Some suspect that Karzai hopes to enhance his nationalist credentials and administration’s reputation, as well as wring more benefits out of Washington. Four years ago U.S. ambassador Karl Eikenberry opined: “He and much of his circle do not want the U.S. to leave and are only too happy to see us invest further. They assume we covet their territory for a never-ending war on terror and for military bases to use against surrounding powers.” Former and future Afghan presidential candidate Abdullah Abdullah said that Karzai “thinks the Americans are keen to stay in Afghanistan at any price and at any cost.” In fact, Karzai told the Loya Jirga: “We want the Americans to respect our sovereignty and be an honest partner. And bring a lot of money.”

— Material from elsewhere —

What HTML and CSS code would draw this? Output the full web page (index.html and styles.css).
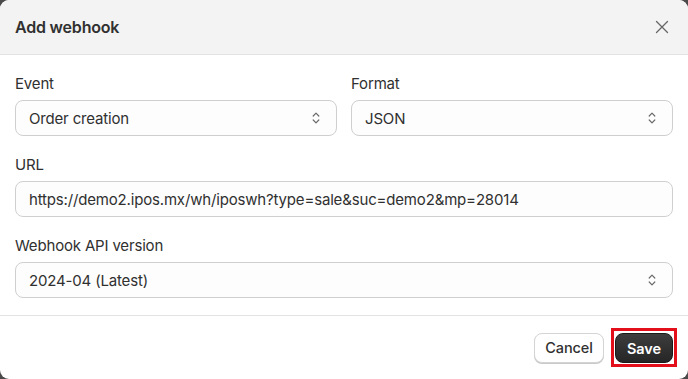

While Afghan support is necessary for any continued American presence, it is not enough. The U.S. presence should serve U.S. interests. American security guarantees are popular around the globe: The Europeans, Australians, Japanese, and South Koreans have subcontracted their defense to Washington since the 1950s. And none of them has tired of the subsidy. Afghanistan likely would be no different.
In putting off implementation of the BSA President Karzai actually is doing America a favor. U.S. troops actually might leave Central Asia—as they should.
What would follow? It almost certainly would not be the sort of liberal, democratic society which the West favors. However, Taliban misrule and brutality have left most Afghans with little enthusiasm for a repeat of the past. In fact, the existing regime might prove to be more resilient than expected: contra expectations, Soviet client Mohammed Najibullah survived for three years on his own before the Mujahedeen triumphed. Most likely may be a fractured nation—a tragedy, to be sure, but one beyond U.S. remedy, at least at satisfactory cost.
Americans have been fighting in Afghanistan for longer than the Civil War, World War I, and World War II combined. America has overstayed its welcome. It’s time to go home.